* **REQUIRED WORK**
Check each line of the records below for the word "with" and copy those where it appears.
[START OF ENTRIES SHOWN]
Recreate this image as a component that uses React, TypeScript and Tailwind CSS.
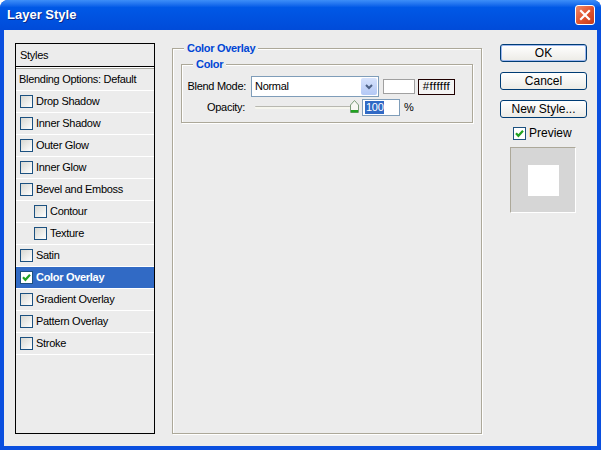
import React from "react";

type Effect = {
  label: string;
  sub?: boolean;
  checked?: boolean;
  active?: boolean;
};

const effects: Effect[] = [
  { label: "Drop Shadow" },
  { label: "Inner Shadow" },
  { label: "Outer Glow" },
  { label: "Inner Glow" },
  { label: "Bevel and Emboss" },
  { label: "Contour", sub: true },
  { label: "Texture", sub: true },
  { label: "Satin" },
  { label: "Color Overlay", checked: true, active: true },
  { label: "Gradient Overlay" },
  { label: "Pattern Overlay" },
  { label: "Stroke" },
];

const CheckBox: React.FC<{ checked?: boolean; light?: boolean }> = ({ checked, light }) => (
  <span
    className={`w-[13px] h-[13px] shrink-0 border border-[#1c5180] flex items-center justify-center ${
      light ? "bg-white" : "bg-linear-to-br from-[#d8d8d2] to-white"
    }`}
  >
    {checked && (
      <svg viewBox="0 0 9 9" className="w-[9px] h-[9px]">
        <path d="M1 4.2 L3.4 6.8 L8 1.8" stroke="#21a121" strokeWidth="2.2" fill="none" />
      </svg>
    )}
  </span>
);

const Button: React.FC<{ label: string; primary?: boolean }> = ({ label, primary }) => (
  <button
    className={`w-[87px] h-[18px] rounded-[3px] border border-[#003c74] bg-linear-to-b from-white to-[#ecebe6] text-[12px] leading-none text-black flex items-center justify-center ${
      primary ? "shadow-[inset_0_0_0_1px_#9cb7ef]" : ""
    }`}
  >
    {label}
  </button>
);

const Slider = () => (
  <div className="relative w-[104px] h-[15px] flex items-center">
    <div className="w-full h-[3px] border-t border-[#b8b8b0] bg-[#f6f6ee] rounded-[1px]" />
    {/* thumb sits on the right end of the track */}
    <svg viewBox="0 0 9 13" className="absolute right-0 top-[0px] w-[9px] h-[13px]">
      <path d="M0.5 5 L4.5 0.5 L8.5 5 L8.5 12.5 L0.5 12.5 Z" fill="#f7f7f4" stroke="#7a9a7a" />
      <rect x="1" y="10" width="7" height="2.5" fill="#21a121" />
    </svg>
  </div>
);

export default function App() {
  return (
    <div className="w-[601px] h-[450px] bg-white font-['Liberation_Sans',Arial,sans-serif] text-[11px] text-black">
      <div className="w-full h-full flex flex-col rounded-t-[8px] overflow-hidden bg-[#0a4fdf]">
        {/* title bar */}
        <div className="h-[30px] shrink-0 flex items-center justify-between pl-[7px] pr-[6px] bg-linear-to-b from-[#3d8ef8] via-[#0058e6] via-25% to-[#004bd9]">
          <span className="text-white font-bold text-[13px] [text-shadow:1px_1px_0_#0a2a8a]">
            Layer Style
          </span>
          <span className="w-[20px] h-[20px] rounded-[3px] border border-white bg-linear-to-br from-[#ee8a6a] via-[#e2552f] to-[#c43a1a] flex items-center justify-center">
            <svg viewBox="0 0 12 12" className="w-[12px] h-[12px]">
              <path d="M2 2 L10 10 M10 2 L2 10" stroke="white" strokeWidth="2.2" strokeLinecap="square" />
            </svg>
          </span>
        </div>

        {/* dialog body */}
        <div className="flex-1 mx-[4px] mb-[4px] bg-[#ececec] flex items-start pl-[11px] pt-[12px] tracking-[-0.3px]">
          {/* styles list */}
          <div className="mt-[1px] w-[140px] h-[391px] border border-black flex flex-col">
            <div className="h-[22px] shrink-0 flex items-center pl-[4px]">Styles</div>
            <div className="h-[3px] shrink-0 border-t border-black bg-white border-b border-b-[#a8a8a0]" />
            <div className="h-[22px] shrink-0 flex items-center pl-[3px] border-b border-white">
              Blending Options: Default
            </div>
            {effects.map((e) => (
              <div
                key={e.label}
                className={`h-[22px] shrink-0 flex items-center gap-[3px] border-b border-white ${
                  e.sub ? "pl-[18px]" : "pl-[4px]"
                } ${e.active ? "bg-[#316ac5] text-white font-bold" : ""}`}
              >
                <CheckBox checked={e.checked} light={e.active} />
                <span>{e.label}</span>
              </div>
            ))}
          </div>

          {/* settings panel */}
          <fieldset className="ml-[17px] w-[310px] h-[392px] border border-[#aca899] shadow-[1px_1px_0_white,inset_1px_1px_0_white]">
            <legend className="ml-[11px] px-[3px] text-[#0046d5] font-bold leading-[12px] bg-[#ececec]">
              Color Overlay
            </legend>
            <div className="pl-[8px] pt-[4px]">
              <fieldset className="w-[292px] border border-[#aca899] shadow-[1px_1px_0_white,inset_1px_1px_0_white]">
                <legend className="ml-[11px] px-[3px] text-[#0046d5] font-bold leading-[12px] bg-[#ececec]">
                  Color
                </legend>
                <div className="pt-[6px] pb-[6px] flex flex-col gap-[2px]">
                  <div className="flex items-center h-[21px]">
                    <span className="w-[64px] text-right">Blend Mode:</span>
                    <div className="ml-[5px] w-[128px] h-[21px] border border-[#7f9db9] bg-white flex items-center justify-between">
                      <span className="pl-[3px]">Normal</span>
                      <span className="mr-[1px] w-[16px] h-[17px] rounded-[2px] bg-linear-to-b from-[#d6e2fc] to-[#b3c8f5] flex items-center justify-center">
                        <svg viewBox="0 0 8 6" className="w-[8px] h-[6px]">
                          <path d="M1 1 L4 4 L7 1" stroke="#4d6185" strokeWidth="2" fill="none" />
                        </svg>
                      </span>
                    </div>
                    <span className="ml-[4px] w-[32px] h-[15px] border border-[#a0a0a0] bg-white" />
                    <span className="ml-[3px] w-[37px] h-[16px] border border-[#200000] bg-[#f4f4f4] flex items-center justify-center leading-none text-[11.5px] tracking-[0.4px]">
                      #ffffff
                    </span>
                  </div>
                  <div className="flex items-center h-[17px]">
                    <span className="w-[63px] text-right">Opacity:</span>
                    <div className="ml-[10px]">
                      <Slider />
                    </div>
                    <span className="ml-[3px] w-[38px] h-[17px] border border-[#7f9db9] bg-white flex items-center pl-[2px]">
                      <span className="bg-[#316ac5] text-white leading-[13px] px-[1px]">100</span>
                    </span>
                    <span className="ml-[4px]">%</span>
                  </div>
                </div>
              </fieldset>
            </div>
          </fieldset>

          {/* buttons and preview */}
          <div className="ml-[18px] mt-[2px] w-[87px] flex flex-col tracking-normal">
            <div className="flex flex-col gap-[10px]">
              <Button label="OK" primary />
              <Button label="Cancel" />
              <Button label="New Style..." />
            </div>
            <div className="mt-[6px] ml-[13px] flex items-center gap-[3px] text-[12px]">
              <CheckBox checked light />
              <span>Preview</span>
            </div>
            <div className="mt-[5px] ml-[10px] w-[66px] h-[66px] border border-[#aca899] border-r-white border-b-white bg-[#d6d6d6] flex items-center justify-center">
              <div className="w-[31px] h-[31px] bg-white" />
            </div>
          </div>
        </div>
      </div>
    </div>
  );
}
[END OF ENTRIES SHOWN]
[START OF ENTRIES SHOWN]
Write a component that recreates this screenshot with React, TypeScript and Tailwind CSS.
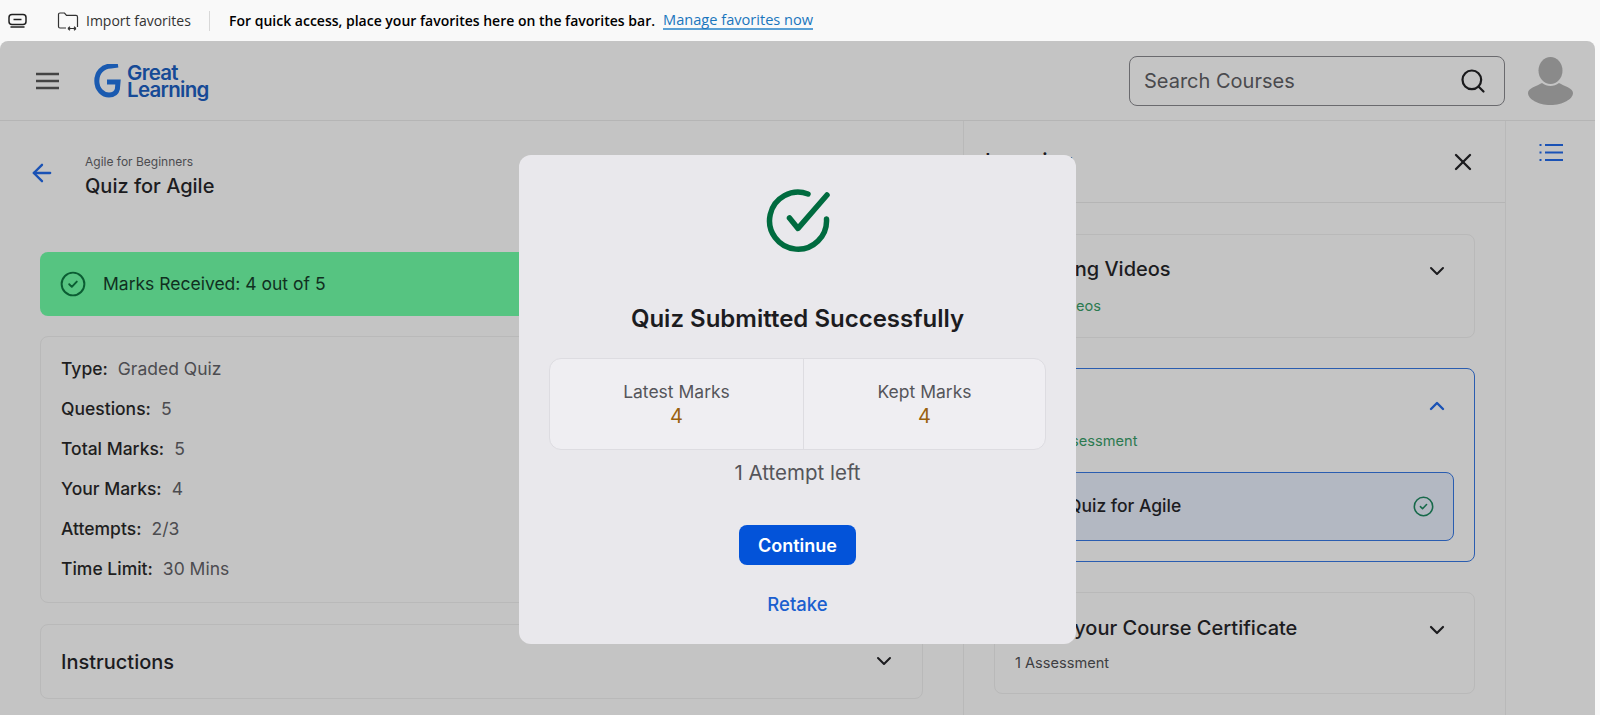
[END OF ENTRIES SHOWN]
[START OF ENTRIES SHOWN]
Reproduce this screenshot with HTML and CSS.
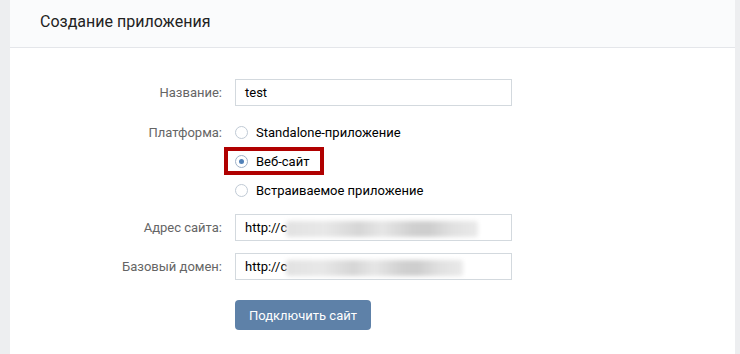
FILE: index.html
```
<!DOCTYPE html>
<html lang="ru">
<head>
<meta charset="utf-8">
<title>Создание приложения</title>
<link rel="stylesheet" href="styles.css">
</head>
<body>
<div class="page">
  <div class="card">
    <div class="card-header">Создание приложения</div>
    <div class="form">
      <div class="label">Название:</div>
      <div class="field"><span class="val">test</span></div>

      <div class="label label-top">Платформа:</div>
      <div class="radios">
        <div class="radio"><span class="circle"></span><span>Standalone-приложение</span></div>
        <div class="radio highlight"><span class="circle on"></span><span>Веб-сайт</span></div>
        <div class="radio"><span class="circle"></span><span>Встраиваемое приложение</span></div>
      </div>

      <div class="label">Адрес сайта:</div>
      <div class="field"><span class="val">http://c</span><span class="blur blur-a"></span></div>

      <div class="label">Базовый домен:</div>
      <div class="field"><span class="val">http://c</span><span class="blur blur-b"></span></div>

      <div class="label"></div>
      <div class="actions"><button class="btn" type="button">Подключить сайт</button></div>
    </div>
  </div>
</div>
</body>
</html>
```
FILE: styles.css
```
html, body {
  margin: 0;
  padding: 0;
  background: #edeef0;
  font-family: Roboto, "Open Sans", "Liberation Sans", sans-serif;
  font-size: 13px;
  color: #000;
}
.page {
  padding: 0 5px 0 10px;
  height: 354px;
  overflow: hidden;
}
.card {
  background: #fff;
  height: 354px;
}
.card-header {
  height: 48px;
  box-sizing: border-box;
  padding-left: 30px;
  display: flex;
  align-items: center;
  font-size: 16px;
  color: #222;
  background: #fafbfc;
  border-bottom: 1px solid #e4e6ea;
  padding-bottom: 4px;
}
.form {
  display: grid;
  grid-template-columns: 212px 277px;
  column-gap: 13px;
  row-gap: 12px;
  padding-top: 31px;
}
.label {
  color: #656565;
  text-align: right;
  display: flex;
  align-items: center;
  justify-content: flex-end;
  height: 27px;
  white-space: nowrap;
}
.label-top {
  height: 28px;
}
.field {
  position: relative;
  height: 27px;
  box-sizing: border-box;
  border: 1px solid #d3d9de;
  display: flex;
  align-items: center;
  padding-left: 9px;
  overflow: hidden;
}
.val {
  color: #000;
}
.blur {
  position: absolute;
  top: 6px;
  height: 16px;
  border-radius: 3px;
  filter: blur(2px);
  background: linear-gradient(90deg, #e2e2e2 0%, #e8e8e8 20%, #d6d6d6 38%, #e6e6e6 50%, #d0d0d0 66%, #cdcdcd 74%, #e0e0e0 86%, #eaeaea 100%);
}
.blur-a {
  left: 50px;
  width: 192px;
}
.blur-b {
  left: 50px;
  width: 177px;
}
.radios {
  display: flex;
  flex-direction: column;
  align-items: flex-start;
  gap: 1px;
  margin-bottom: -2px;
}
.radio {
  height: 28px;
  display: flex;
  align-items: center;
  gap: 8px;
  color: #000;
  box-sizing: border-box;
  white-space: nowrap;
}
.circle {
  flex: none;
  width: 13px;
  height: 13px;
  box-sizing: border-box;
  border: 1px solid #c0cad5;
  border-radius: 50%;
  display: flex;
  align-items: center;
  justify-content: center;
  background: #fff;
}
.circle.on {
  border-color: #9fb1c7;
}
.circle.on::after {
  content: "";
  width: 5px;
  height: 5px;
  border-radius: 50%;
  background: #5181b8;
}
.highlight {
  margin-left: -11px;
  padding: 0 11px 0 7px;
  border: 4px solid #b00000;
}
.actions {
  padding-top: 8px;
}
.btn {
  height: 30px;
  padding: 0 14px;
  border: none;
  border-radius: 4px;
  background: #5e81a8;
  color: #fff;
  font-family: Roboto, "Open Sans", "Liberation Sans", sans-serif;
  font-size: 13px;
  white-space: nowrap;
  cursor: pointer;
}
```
[END OF ENTRIES SHOWN]
* **WRITTEN RESPONSE**
Write a component that recreates this screenshot with React, TypeScript and Tailwind CSS.
Reproduce this screenshot with HTML and CSS.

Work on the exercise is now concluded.